Ein Wald wächst zusammen
Schon jetzt existieren an der Mittleren Elbe einige der schönsten Auwälder Deutschlands mit einer enormen Artenvielfalt. Allerdings darf die Elbe bisher nur an einzelnen Stellen über die Ufer treten. Mit dem WWF-Projekt soll entlang der Elbe zwischen Mulde- und Saalemündung ein 33 Kilometer langer, durchgehend überflutbarer Auenwaldverbund geschaffen werden - circa 2.500 Hektar groß. Das entspricht etwa der Größe von 3.500 Fußballfeldern.
Das Besondere an einem Auwald ist der ständige Wechsel zwischen Trockenheit und Überschwemmung. Nur spezialisierte Pflanzen können das überleben. In dem Auwald bei Lödderitz sind es vor allem die vielen Eichen, die diesen Wald einzigartig machen. Außerdem bietet das viele Wasser einen idealen Lebensraum für bedrohte Amphibien wie den Laubfrosch.
Das Projekt ist das größte, das der WWF je angepackt hat. Mitte der 1990er Jahre begannen die Planungen, im Frühjahr 2011 starteten die Bauarbeiten am Deich. Über 23 Millionen Euro wird das Projekt kosten. 90 Prozent übernehmen der Bund und das Land Sachsen-Anhalt. Zehn Prozent gibt der WWF aus Spendengeldern dazu. 2018 soll dann alles fertig sein.
Besorgte Anwohner
Die Deichverlegung ist kein einfaches Bauprojekt: Zurzeit klagen die Bewohner über die riesigen Staubwolken, die von den schweren Baumaschinen aufgewirbelt werden. Deswegen sollen die Zufahrtswege jetzt befeuchtet werden.
Außerdem wird der Deich an einige Ortschaften sehr nah heranreichen. Die Bewohner befürchten, dass sich ihre bereits bestehenden Probleme mit dem Grundwasser weiter verschärfen werden. Denn bei ihnen steht das Wasser auch ohne Deich seit einiger Zeit sehr hoch, viele haben feuchte Keller. Die Sorge ist nun: Wenn das Hochwasser durch den neuen Deich näher an die Ortschaften heranrückt, könnte das Grundwasser noch langsamer abfließen.

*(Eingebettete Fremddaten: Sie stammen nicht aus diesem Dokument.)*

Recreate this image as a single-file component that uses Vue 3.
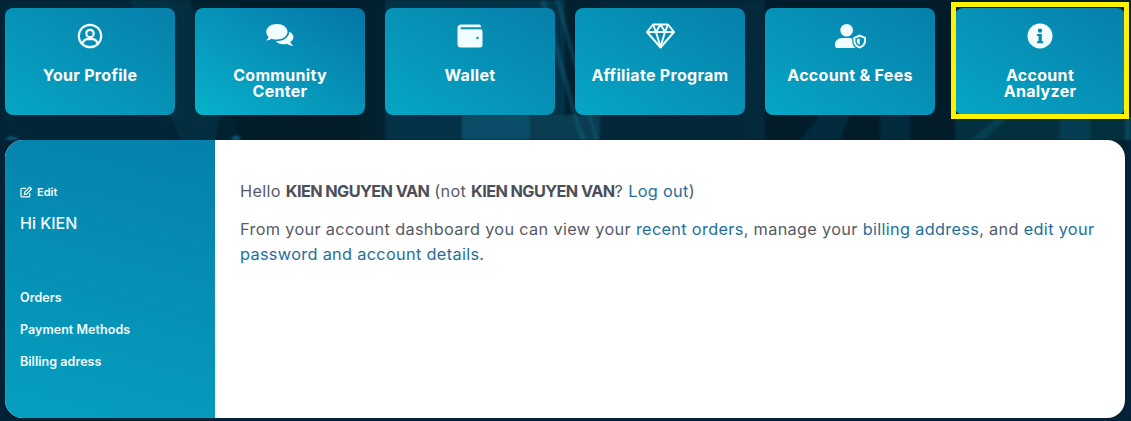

Astrid Eichhorn vom WWF nimmt die Bedenken der Anwohner ernst. Diese sind auch berechtigt, denn wenn das Hochwasser in die neuen Überflutungsgebiete kommt, wird es in einigen Bereichen lange stehen. Aber die Projektleitung garantiert: Es wird keine Verschlechterung geben. Ein zusätzliches Schöpfwerk soll das Grundwasser aus den umliegenden Ortschaften über den Deich heben, um den geplagten Anwohnern weitere Schäden zu ersparen.
Diesem Naturschutzprojekt geht es so wie vielen anderen: Es ist eine schwierige Gratwanderung zwischen den Anforderungen des Natur- und Artenschutzes und den Bedürfnissen der Anwohner.